In its obsession with the female body Obvious Child may have much in common with deliberately politically incorrect work (such as that of Judd Apatow) but it's far more courageous in its engagement with the reality of pregnancy and abortion. For this is about volition: that the film acknowledges the problem with restricting choice and assuming control of women's bodies is what marks it out as truly feminist, as well as providing a satisfying context for its humour.

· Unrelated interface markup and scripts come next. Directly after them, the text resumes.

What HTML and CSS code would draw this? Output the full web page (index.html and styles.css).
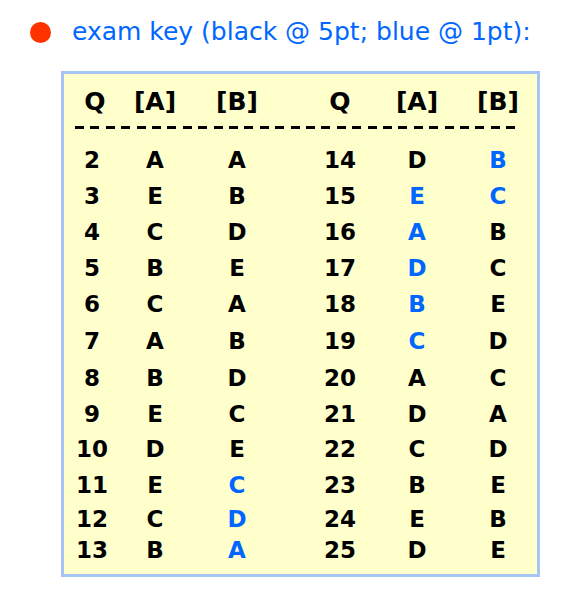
FILE: index.html
```html
<!DOCTYPE html>
<html>
<head>
<meta charset="utf-8">
<link rel="stylesheet" href="styles.css">
</head>
<body>
<div class="heading">
  <span class="bullet"></span>
  <span class="title">exam key (black @ 5pt; blue @ 1pt):</span>
</div>
<div class="box">
  <div class="grid head">
    <span class="hq">Q</span><span>[A]</span><span>[B]</span><span>Q</span><span>[A]</span><span>[B]</span>
  </div>
  <div class="dashes"></div>
  <div class="grid body">
    <span class="q">2</span><span>A</span><span>A</span><span class="q">14</span><span>D</span><span class="b">B</span>
    <span class="q">3</span><span>E</span><span>B</span><span class="q">15</span><span class="b">E</span><span class="b">C</span>
    <span class="q">4</span><span>C</span><span>D</span><span class="q">16</span><span class="b">A</span><span>B</span>
    <span class="q">5</span><span>B</span><span>E</span><span class="q">17</span><span class="b">D</span><span>C</span>
    <span class="q">6</span><span>C</span><span>A</span><span class="q">18</span><span class="b">B</span><span>E</span>
    <span class="q">7</span><span>A</span><span>B</span><span class="q">19</span><span class="b">C</span><span>D</span>
    <span class="q">8</span><span>B</span><span>D</span><span class="q">20</span><span>A</span><span>C</span>
    <span class="q">9</span><span>E</span><span>C</span><span class="q">21</span><span>D</span><span>A</span>
    <span class="q">10</span><span>D</span><span>E</span><span class="q">22</span><span>C</span><span>D</span>
    <span class="q">11</span><span>E</span><span class="b">C</span><span class="q">23</span><span>B</span><span>E</span>
    <span class="q">12</span><span>C</span><span class="b">D</span><span class="q">24</span><span>E</span><span>B</span>
    <span class="q">13</span><span>B</span><span class="b">A</span><span class="q">25</span><span>D</span><span>E</span>
  </div>
</div>
</body>
</html>
```
FILE: styles.css
```css
html, body {
  margin: 0;
  padding: 0;
  background: #ffffff;
}
body {
  width: 576px;
  height: 598px;
  overflow: hidden;
  font-family: "DejaVu Sans", sans-serif;
}
.heading {
  display: flex;
  align-items: center;
  padding-top: 17px;
  padding-left: 30px;
  height: 30px;
}
.bullet {
  width: 21px;
  height: 21px;
  border-radius: 50%;
  background: #ff3300;
  margin-right: 21px;
  flex: none;
}
.title {
  color: #0066ff;
  font-size: 25px;
  line-height: 30px;
  white-space: nowrap;
}
.box {
  margin-top: 24px;
  margin-left: 61px;
  width: 473px;
  height: 492px;
  border: 3px solid #a6c5f4;
  background: #ffffcc;
  padding-top: 8px;
  box-sizing: content-box;
}
.grid {
  display: grid;
  grid-template-columns: 56px 70px 94px 112px 42px 120px;
  justify-items: center;
  color: #000;
  font-weight: bold;
}
.head {
  font-size: 25px;
  line-height: 40px;
  height: 40px;
}
.hq {
  margin-left: 6px;
}
.dashes {
  margin: 4px 0 0 11px;
  width: 447px;
  height: 3px;
  background: repeating-linear-gradient(90deg, #000 0 9px, transparent 9px 15.4px);
}
.body {
  margin-top: 13px;
  font-size: 23px;
  line-height: 36px;
  grid-template-rows: 36px 36px 36px 36px 37px 37px 36px 35px 36px 34px 31px 36px;
  align-items: start;
}
.body span {
  height: 36px;
}
.b {
  color: #0066ff;
}
```
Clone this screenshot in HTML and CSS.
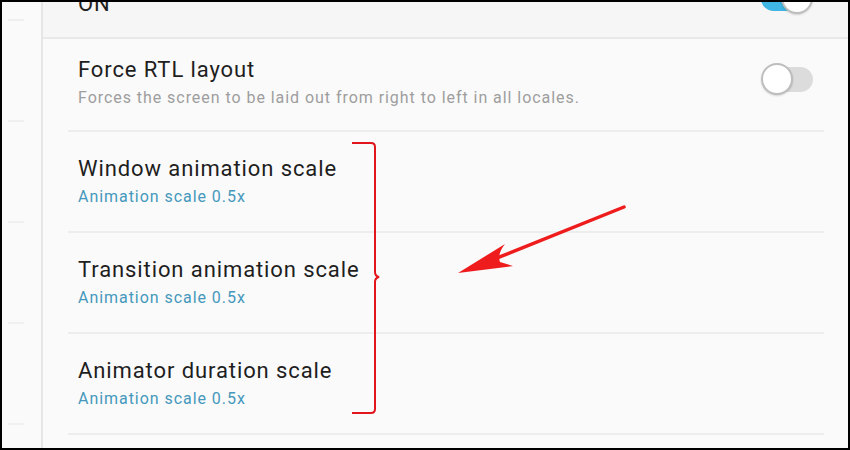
FILE: index.html
```html
<!DOCTYPE html>
<html lang="en-us">
<head>
  <meta charset="utf-8">
  <title>Developer options</title>
  <link rel="stylesheet" href="styles.css">
</head>
<body>
  <div class="frame">
    <div class="side">
      <span class="tick"></span>
      <span class="tick"></span>
      <span class="tick"></span>
      <span class="tick"></span>
      <span class="tick"></span>
    </div>
    <div class="main">
      <div class="topbar">
        <span class="title on-label">ON</span>
        <span class="switch switch-on"><span class="knob"></span></span>
      </div>
      <div class="list">
        <div class="row first">
          <div class="texts">
            <div class="title">Force RTL layout</div>
            <div class="sub">Forces the screen to be laid out from right to left in all locales.</div>
          </div>
          <span class="switch"><span class="knob"></span></span>
        </div>
        <div class="row">
          <div class="texts">
            <div class="title">Window animation scale</div>
            <div class="sub blue">Animation scale 0.5x</div>
          </div>
        </div>
        <div class="row">
          <div class="texts">
            <div class="title">Transition animation scale</div>
            <div class="sub blue">Animation scale 0.5x</div>
          </div>
        </div>
        <div class="row">
          <div class="texts">
            <div class="title">Animator duration scale</div>
            <div class="sub blue">Animation scale 0.5x</div>
          </div>
        </div>
      </div>
    </div>
    <svg class="marks" width="850" height="450" viewBox="0 0 850 450">
      <path d="M352 143 H371 Q375 143 375 147 V272 Q375 276 379 277 Q375 278 375 282 V409 Q375 413 371 413 H352" fill="none" stroke="#e2141c" stroke-width="2"/>
      <line x1="624" y1="207" x2="492" y2="260" stroke="#ee1c1c" stroke-width="3.5" stroke-linecap="round"/>
      <path d="M458 273 L505 244 Q497 254 500 262 L513 266 Z" fill="#ee1c1c"/>
    </svg>
  </div>
</body>
</html>
```

FILE: styles.css
```css
body {
  margin: 0;
  font-family: Roboto, "Noto Sans", sans-serif;
}
.frame {
  position: relative;
  width: 850px;
  height: 450px;
  box-sizing: border-box;
  border: 2px solid #000;
  background: #fafafa;
  display: flex;
  overflow: hidden;
}
.side {
  width: 41px;
  border-right: 2px solid #e6e6e6;
  display: flex;
  flex-direction: column;
  gap: 99px;
  padding: 17px 0 0 6px;
  box-sizing: border-box;
}
.tick {
  display: block;
  width: 16px;
  height: 2px;
  background: #f0f0f0;
}
.main {
  flex: 1;
  display: flex;
  flex-direction: column;
}
.topbar {
  height: 35px;
  background: #f6f6f6;
  border-bottom: 2px solid #e9e9e9;
  display: flex;
  justify-content: space-between;
  align-items: flex-start;
  padding: 0 24px 0 35px;
}
.on-label {
  margin-top: -13px;
  line-height: 24px;
}
.topbar .switch {
  margin-top: -16px;
}
.list {
  margin: 0 24px 0 25px;
}
.row {
  height: 101px;
  box-sizing: border-box;
  border-bottom: 2px solid #ededed;
  padding: 22px 0 0 10px;
  display: flex;
  justify-content: space-between;
}
.row.first {
  height: 93px;
  padding-top: 16px;
}
.title {
  font-size: 22px;
  letter-spacing: 0.9px;
  color: #1e1e1e;
  line-height: 30px;
}
.sub {
  font-size: 16px;
  letter-spacing: 0.95px;
  color: #9e9e9e;
  line-height: 26px;
}
.sub.blue {
  color: #4598bc;
}
.switch {
  position: relative;
  flex: none;
  width: 52px;
  height: 25px;
  margin: 12px 11px 0 0;
}
.switch::before {
  content: "";
  position: absolute;
  left: 15px;
  right: 0;
  top: 0;
  bottom: 0;
  border-radius: 13px;
  background: #dcdcdc;
}
.knob {
  position: absolute;
  left: 0;
  top: -4px;
  width: 28px;
  height: 28px;
  border-radius: 50%;
  background: #fff;
  border: 2px solid #bdbdbd;
  box-shadow: 0 1px 2px rgba(0, 0, 0, 0.15);
}
.switch-on::before {
  left: 0;
  right: 15px;
  background: #3fb6e3;
}
.switch-on .knob {
  left: auto;
  right: 0;
}
.marks {
  position: absolute;
  left: -2px;
  top: -2px;
  pointer-events: none;
}
```
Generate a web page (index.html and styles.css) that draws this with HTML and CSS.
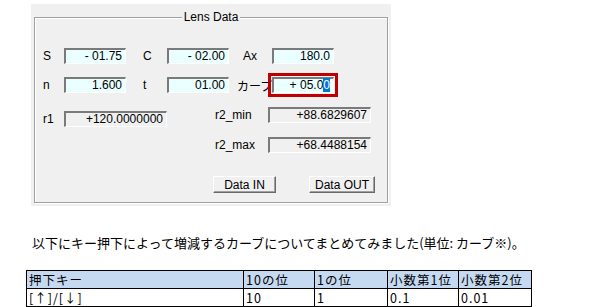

Donna may be abrasive and confrontational on stage, but we also see her immense vulnerability and sadness. The film's focus extends beyond the burgeoning relationship between Donna and Max, investing her friendship with the straight-talking Nellie (an outstanding Gaby Hoffmann) with equivalent importance. There are many reasons to love this film, not least because it's gutsy and genuinely funny, but perhaps Obvious Child's most admirable quality is that its feminism is very real.
Selected release from Fri 29 Aug.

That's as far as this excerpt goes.